And, at paragraph 126:

“In order for an interference with possessions to be compatible with A1P1, it must not only be lawful and in the general interest, but there must also be a reasonable relationship of proportionality between the means employed and the aim sought to be realised.  This involves an assessment of whether a fair balance has been struck between the demands of the general interests of the community and the requirements of the protection of the individual’s fundamental rights”.

 

[29]      Thus it was to be recognised that in relation to section 34, Parliament might have adopted an alternative approach, but that in fact it had chosen not to.  That choice was to be respected, unless it was manifestly without reasonable justification.  Reference was made to R (Animal Defenders International) v Secretary of State for Culture, Media and Sport (2008) 1 AC 1312, in which, at paragraph 33, Lord Bingham of Cornhill stated:

“The weight to be accorded to the judgement of Parliament depends on the circumstances and the subject matter.  ...  Legislation cannot be framed so as to address particular cases.  It must lay down general rules:  ...  A general rule means that a line must be drawn, and it is for Parliament to decide where.  The drawing of a line inevitably means that hard cases will arise falling on the wrong side of it, but that should not be held to invalidate the rule if, judged in the round, it is beneficial.”

 

[30]      The courts should be loathe to interfere with the choices which Parliament had made in that regard, particularly in the field of an anti-avoidance measure, such as section 34.  It did not follow that bright line rules, affording no discretion, but in the context of available statutory defences, were manifestly without reasonable justification (The Queen (McNiece) v Criminal Injuries Compensation Authority (2017) EWHC 2 (Admin), at paragraphs 82-84, 88, 104, 110, and 112).   Against that background, consistent with Lord Uist’s decision in David Johnston’s Trustee, section 34 was to be viewed as having a legitimate aim, implemented by proportionate means.

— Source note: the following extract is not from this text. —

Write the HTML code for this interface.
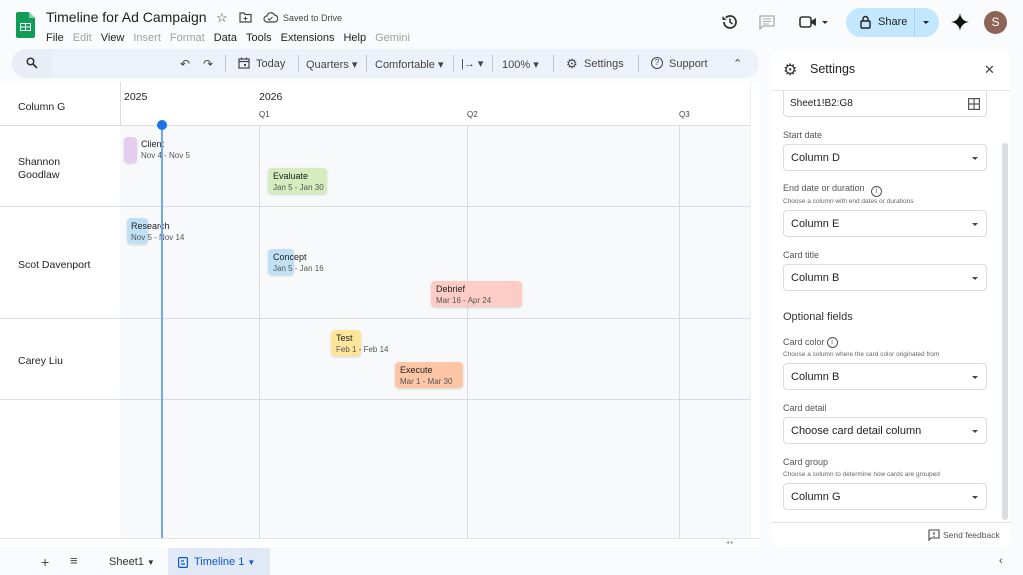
<!DOCTYPE html>
<html><head><meta charset="utf-8"><style>
*{box-sizing:border-box;margin:0;padding:0}
body{width:1023px;height:575px;overflow:hidden;background:#f9fbfd;font-family:"Liberation Sans",Arial,sans-serif;color:#1f1f1f;position:relative}
.a{position:absolute}
.menu span{margin-right:9px;font-size:11px}
.g{color:#a0a0a0}
.tb{font-size:11px;color:#444}
.vl{position:absolute;width:1px;background:#dadce0}
.hl{position:absolute;height:1px;background:#dadce0}
.card{position:absolute;border-radius:4px;height:26px;box-shadow:0 1px 2px rgba(0,0,0,.15)}
.ct{position:absolute;font-size:9px;color:#222;white-space:nowrap}
.ct b{font-weight:normal;display:block;font-size:9px}
.ct i{font-style:normal;color:#555;font-size:8px;display:block;margin-top:2px}
.lbl{position:absolute;left:783px;font-size:9px;color:#555}
.sub{position:absolute;left:783px;font-size:6.5px;color:#666}
.sel{position:absolute;left:783px;width:204px;height:27px;border:1px solid #dadce0;border-radius:4px;background:#fff;font-size:11px;padding:7px 0 0 7px}
.sel:after{content:"";position:absolute;right:8px;top:12px;border-left:3.5px solid transparent;border-right:3.5px solid transparent;border-top:3.5px solid #444}
.row{position:absolute;left:18px;font-size:10.5px}
</style></head><body>
<!-- logo -->
<svg class="a" style="left:16px;top:12px" width="19" height="26" viewBox="0 0 19 26"><path d="M2 0h11l6 6v18a2 2 0 0 1-2 2H2a2 2 0 0 1-2-2V2a2 2 0 0 1 2-2z" fill="#0f9d58"/><path d="M13 0l6 6h-6z" fill="#87ceac"/><rect x="4" y="11" width="11" height="8" fill="#fff"/><path d="M5 12h4v2.5H5zM10 12h4v2.5h-4zM5 15.5h4V18H5zM10 15.5h4V18h-4z" fill="#0f9d58"/></svg>
<div class="a" style="left:46px;top:9px;font-size:14px">Timeline for Ad Campaign</div>
<div class="a" style="left:216px;top:10px;font-size:13px;color:#444">☆</div>
<svg class="a" style="left:239px;top:12px" width="13" height="11" viewBox="0 0 13 11"><path d="M1 1h4l1 1.5h6V10H1z" fill="none" stroke="#444" stroke-width="1.2"/><path d="M6.5 4.5v4M4.5 6.5h4" stroke="#444"/></svg>
<svg class="a" style="left:263px;top:12px" width="15" height="11" viewBox="0 0 15 11"><path d="M4 10a3 3 0 0 1 0-6 4 4 0 0 1 7.5-1A3.5 3.5 0 0 1 11 10z" fill="none" stroke="#444" stroke-width="1.2"/><path d="M5 6.5l1.5 1.5 3-3" fill="none" stroke="#444"/></svg>
<div class="a" style="left:283px;top:13px;font-size:9px;color:#444">Saved to Drive</div>
<div class="a menu" style="left:46px;top:28px;white-space:nowrap"><span>File</span><span class="g">Edit</span><span>View</span><span class="g">Insert</span><span class="g">Format</span><span>Data</span><span>Tools</span><span>Extensions</span><span>Help</span><span class="g">Gemini</span></div>
<!-- right top -->
<svg class="a" style="left:721px;top:13px" width="18" height="18" viewBox="0 0 18 18"><path d="M3 9a6 6 0 1 0 1.8-4.3" fill="none" stroke="#333" stroke-width="1.8"/><path d="M1.5 3v4h4z" fill="#333"/><path d="M9 5.5V9l2.5 2" fill="none" stroke="#333" stroke-width="1.6"/></svg>
<svg class="a" style="left:759px;top:15px" width="16" height="15" viewBox="0 0 16 15"><path d="M1 1h14v10H4l-3 3z" fill="none" stroke="#aaa" stroke-width="1.3"/><path d="M4 4h8M4 6.5h8M4 9h6" stroke="#aaa"/></svg>
<svg class="a" style="left:799px;top:15px" width="32" height="14" viewBox="0 0 32 14"><rect x="1" y="2" width="11" height="10" rx="2" fill="none" stroke="#333" stroke-width="1.6"/><path d="M12 6l5-3v8l-5-3z" fill="#333"/><path d="M23 6h6l-3 3z" fill="#333"/></svg>
<div class="a" style="left:846px;top:8px;width:93px;height:29px;border-radius:15px;background:#c2e7ff"></div>
<div class="a" style="left:914px;top:8px;width:1px;height:29px;background:#a8d3f0"></div>
<svg class="a" style="left:860px;top:15px" width="11" height="14" viewBox="0 0 11 14"><rect x="1" y="6" width="9" height="7" rx="1" fill="none" stroke="#222" stroke-width="1.4"/><path d="M3 6V4a2.5 2.5 0 0 1 5 0v2" fill="none" stroke="#222" stroke-width="1.4"/></svg>
<div class="a" style="left:878px;top:16px;font-size:11px;color:#222">Share</div>
<div class="a" style="left:923px;top:21px;border-left:3.5px solid transparent;border-right:3.5px solid transparent;border-top:3.5px solid #222"></div>
<svg class="a" style="left:951px;top:13px" width="18" height="18" viewBox="0 0 18 18"><path d="M9 0C9.5 5 13 8.5 18 9 13 9.5 9.5 13 9 18 8.5 13 5 9.5 0 9 5 8.5 8.5 5 9 0z" fill="#111"/></svg>
<div class="a" style="left:984px;top:11px;width:23px;height:23px;border-radius:50%;background:#8d6455;color:#fff;font-size:12px;text-align:center;line-height:23px">S</div>
<!-- toolbar -->
<div class="a" style="left:12px;top:49px;width:747px;height:29px;border-radius:15px;background:#edf2fa"></div>
<div class="a" style="left:12px;top:49px;width:40px;height:29px;border-radius:15px 0 0 15px;background:#e9eef6"></div>
<svg class="a" style="left:26px;top:57px" width="12" height="12" viewBox="0 0 12 12"><circle cx="4.5" cy="4.5" r="3.3" fill="none" stroke="#333" stroke-width="1.5"/><path d="M7 7l4 4" stroke="#333" stroke-width="1.6"/></svg>
<div class="a tb" style="left:180px;top:57px;font-size:12px">↶</div>
<div class="a tb" style="left:203px;top:57px;font-size:12px">↷</div>
<div class="a" style="left:225px;top:55px;width:1px;height:17px;background:#c7c7c7"></div>
<svg class="a" style="left:238px;top:57px" width="12" height="12" viewBox="0 0 12 12"><rect x="1" y="2" width="10" height="9" fill="none" stroke="#444" stroke-width="1.2"/><path d="M1 4.5h10M3.5 0.5v2M8.5 0.5v2" stroke="#444" stroke-width="1.2"/><rect x="6" y="7" width="2" height="2" fill="#444"/></svg>
<div class="a tb" style="left:256px;top:58px">Today</div>
<div class="a" style="left:298px;top:55px;width:1px;height:17px;background:#c7c7c7"></div>
<div class="a tb" style="left:306px;top:58px">Quarters ▾</div>
<div class="a" style="left:366px;top:55px;width:1px;height:17px;background:#c7c7c7"></div>
<div class="a tb" style="left:375px;top:58px">Comfortable ▾</div>
<div class="a" style="left:453px;top:55px;width:1px;height:17px;background:#c7c7c7"></div>
<div class="a tb" style="left:461px;top:57px">|→ ▾</div>
<div class="a" style="left:492px;top:55px;width:1px;height:17px;background:#c7c7c7"></div>
<div class="a tb" style="left:502px;top:58px">100% ▾</div>
<div class="a" style="left:553px;top:55px;width:1px;height:17px;background:#c7c7c7"></div>
<div class="a tb" style="left:566px;top:56px;font-size:13px">⚙</div>
<div class="a tb" style="left:584px;top:58px">Settings</div>
<div class="a" style="left:638px;top:55px;width:1px;height:17px;background:#c7c7c7"></div>
<div class="a" style="left:651px;top:57px;width:12px;height:12px;border:1.2px solid #444;border-radius:50%;font-size:8px;text-align:center;line-height:10px;color:#444">?</div>
<div class="a tb" style="left:669px;top:58px">Support</div>
<div class="a tb" style="left:733px;top:57px">⌃</div>
<!-- timeline -->
<div class="a" style="left:0;top:82px;width:760px;height:465px;background:#fff"></div>
<div class="a" style="left:120px;top:126px;width:630px;height:412px;background:#f8f9fb"></div>
<div class="vl" style="left:120px;top:82px;height:44px"></div>
<div class="a" style="left:124px;top:91px;font-size:10.5px">2025</div>
<div class="a" style="left:259px;top:91px;font-size:10.5px">2026</div>
<div class="a" style="left:259px;top:110px;font-size:8px;color:#444">Q1</div>
<div class="a" style="left:467px;top:110px;font-size:8px;color:#444">Q2</div>
<div class="a" style="left:679px;top:110px;font-size:8px;color:#444">Q3</div>
<div class="a" style="left:18px;top:101px;font-size:10.5px">Column G</div>
<div class="vl" style="left:259px;top:126px;height:412px"></div>
<div class="vl" style="left:467px;top:126px;height:412px"></div>
<div class="vl" style="left:679px;top:126px;height:412px"></div>
<div class="hl" style="left:0;top:125px;width:750px"></div>
<div class="hl" style="left:0;top:206px;width:750px"></div>
<div class="hl" style="left:0;top:318px;width:750px"></div>
<div class="hl" style="left:0;top:399px;width:750px"></div>
<div class="row" style="top:156px;line-height:13px">Shannon<br>Goodlaw</div>
<div class="row" style="top:259px">Scot Davenport</div>
<div class="row" style="top:355px">Carey Liu</div>
<div class="card" style="left:124px;top:137px;width:13px;background:#e5cdf0"></div>
<div class="ct" style="left:141px;top:139px"><b>Client</b><i>Nov 4 - Nov 5</i></div>
<div class="card" style="left:268px;top:168px;width:59px;background:#d4ecbe"></div>
<div class="ct" style="left:273px;top:171px"><b>Evaluate</b><i>Jan 5 - Jan 30</i></div>
<div class="card" style="left:127px;top:218px;width:21px;background:#bfe0f5"></div>
<div class="ct" style="left:131px;top:221px"><b>Research</b><i>Nov 5 - Nov 14</i></div>
<div class="card" style="left:268px;top:249px;width:26px;background:#bfe0f5"></div>
<div class="ct" style="left:273px;top:252px"><b>Concept</b><i>Jan 5 - Jan 16</i></div>
<div class="card" style="left:431px;top:281px;width:91px;background:#fdccc5"></div>
<div class="ct" style="left:436px;top:284px"><b>Debrief</b><i>Mar 16 - Apr 24</i></div>
<div class="card" style="left:331px;top:330px;width:30px;background:#fde69a"></div>
<div class="ct" style="left:336px;top:333px"><b>Test</b><i>Feb 1 - Feb 14</i></div>
<div class="card" style="left:395px;top:362px;width:68px;background:#fec6a5"></div>
<div class="ct" style="left:400px;top:365px"><b>Execute</b><i>Mar 1 - Mar 30</i></div>
<div class="a" style="left:161px;top:126px;width:2px;height:412px;background:#74a6f0"></div>
<div class="a" style="left:157px;top:120px;width:10px;height:10px;border-radius:50%;background:#1a73e8"></div>
<div class="a" style="left:750px;top:82px;width:10px;height:456px;background:#fff;border-left:1px solid #eee"></div>
<div class="hl" style="left:0;top:538px;width:760px;background:#e3e3e3"></div>
<div class="a" style="left:726px;top:539px;font-size:6px;color:#999">◂ ▸</div>
<!-- settings panel -->
<div class="a" style="left:771px;top:50px;width:240px;height:497px;background:#fff;border-radius:12px"></div>
<div class="a" style="left:783px;top:60px;font-size:16px;color:#333">⚙</div>
<div class="a" style="left:810px;top:62px;font-size:12.5px">Settings</div>
<div class="a" style="left:984px;top:62px;font-size:13px;color:#444">✕</div>
<div class="hl" style="left:771px;top:90px;width:240px;background:#e6e6e6"></div>
<div class="a" style="left:783px;top:91px;width:204px;height:26px;border:1px solid #dadce0;border-top:none;border-radius:0 0 4px 4px;font-size:10px;padding:7px 0 0 6px">Sheet1!B2:G8</div>
<svg class="a" style="left:968px;top:98px" width="12" height="12" viewBox="0 0 12 12"><rect x="0.6" y="0.6" width="10.8" height="10.8" fill="none" stroke="#555" stroke-width="1.2"/><path d="M6 0.6v10.8M0.6 6h10.8" stroke="#555" stroke-width="1.2"/></svg>
<div class="a" style="left:1002px;top:143px;width:6px;height:377px;border-radius:3px;background:#dadce0"></div>
<div class="lbl" style="top:130px">Start date</div>
<div class="sel" style="top:144px">Column D</div>
<div class="lbl" style="top:183px">End date or duration <span style="display:inline-block;width:11px;height:11px;border:1px solid #555;border-radius:50%;font-size:7px;text-align:center;line-height:9px;margin-left:4px;vertical-align:-2px">i</span></div>
<div class="sub" style="top:198px">Choose a column with end dates or durations</div>
<div class="sel" style="top:210px">Column E</div>
<div class="lbl" style="top:250px">Card title</div>
<div class="sel" style="top:264px">Column B</div>
<div class="a" style="left:783px;top:311px;font-size:11px;color:#333">Optional fields</div>
<div class="lbl" style="top:337px">Card color<span style="display:inline-block;width:11px;height:11px;border:1px solid #555;border-radius:50%;font-size:7px;text-align:center;line-height:9px;margin-left:2px;vertical-align:1px">i</span></div>
<div class="sub" style="top:351px">Choose a column where the card color originated from</div>
<div class="sel" style="top:363px">Column B</div>
<div class="lbl" style="top:403px">Card detail</div>
<div class="sel" style="top:417px">Choose card detail column</div>
<div class="lbl" style="top:457px">Card group</div>
<div class="sub" style="top:471px">Choose a column to determine how cards are grouped</div>
<div class="sel" style="top:483px">Column G</div>
<div class="hl" style="left:771px;top:522px;width:240px;background:#e0e0e0"></div>
<svg class="a" style="left:928px;top:529px" width="12" height="12" viewBox="0 0 12 12"><path d="M1 1h10v8H3l-2 2z" fill="none" stroke="#444" stroke-width="1.1"/><path d="M6 3v3M6 7v1" stroke="#444" stroke-width="1.2"/></svg>
<div class="a" style="left:943px;top:530px;font-size:8.5px;color:#555">Send feedback</div>
<!-- bottom -->
<div class="a" style="left:41px;top:554px;font-size:14px;color:#444">+</div>
<div class="a" style="left:70px;top:553px;font-size:13px;color:#444">≡</div>
<div class="a" style="left:109px;top:556px;font-size:11px;color:#333">Sheet1 <span style="font-size:8px">▼</span></div>
<div class="a" style="left:168px;top:548px;width:102px;height:27px;background:#e1e9f7"></div>
<svg class="a" style="left:178px;top:557px" width="10" height="11" viewBox="0 0 10 11"><rect x="0.6" y="0.6" width="8.8" height="9.8" rx="1" fill="none" stroke="#0b57d0" stroke-width="1.2"/><path d="M3 4h3M3 7h4" stroke="#0b57d0" stroke-width="1.2"/></svg>
<div class="a" style="left:194px;top:556px;font-size:11px;color:#0b57d0">Timeline 1 <span style="font-size:8px">▼</span></div>
<div class="a" style="left:999px;top:555px;font-size:11px;color:#444">‹</div>
</body></html>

[31]      In relation to the defender’s submission that section 34 should be read down so as to include the effect of the terms of section 35, it was relevant to note that section 36, which concerned unfair preferences, provided for a similar inflexibility to that of section 34.  Thus, properly analysed, the effects of section 35 had been devised for specific reasons, whereas the terms of sections 34 and 36 reflected the generality of Parliament’s intention.

[32]      It was not a requirement of A1P1 that compensation must be available.  The case of AXA, supra, was illustrative of that, and concerned, as here, the regulation of legal rights, rather than expropriation which was the issue in the cases relied upon by the defender (Sporrong, infra;  Pinnock, infra;  Powell, infra;).  Since expropriation did not arise as an issue in this action, these cases were to be distinguished for that reason.

 

(iii)       Submissions for the Defender
[33]      It was submitted that the terms of section 34, as presently construed in the decision of Short’s Trustee, supra, were not Convention compliant, but that they could be construed in a Convention compliant manner; which failing, they could be read down in terms of section 3 of the Human Rights Act 1998, so as to allow the words “or other redress as may be appropriate” to afford the court a discretion to hear evidence and consider the whole circumstances of the defender and the proportionality of the order sought; which failing, there should be a declaration of incompatibility in terms of section 4 of the 1998 Act.

[34]      In that regard, the decisions in Short’s Trustee, and Cay’s Trustee, were wrongly decided.  The decision in David Johnston’s Trustee was not in point.  In that case, reliance had been placed on the availability of compensation.  In this case, the defender had no access to compensation and, accordingly, in relation to her rights under A1P1, she would be required to bear an individual and excessive burden.  As a matter of fairness, the court should consider whether, in the defender’s whole circumstances, decree for a lesser sum than that sought was appropriate.

[35]      The defender’s marriage to the debtor had been short, and she had had no knowledge of his business affairs.  Her equity in the family home had been diminished, but yet the effect of the grant of decree, as sought, would be to “ring-fence” the funds gifted to her by the debtor.  The possibility of the grant of decree, as sought, meant that she was but a short step from losing her family home.  She had no other assets.  Her interest in the equity of the property comprising the family home fell within A1P1 because it was beyond doubt that decree would be enforced.  That being so, it was an inevitable consequence of the grant of decree that the defender would lose her home. 

[36]      It was accepted that a wide margin of appreciation was to be afforded to the legislature in such matters, but, in relation to section 34, the absence of any discretion on the part of the court was manifestly without justification.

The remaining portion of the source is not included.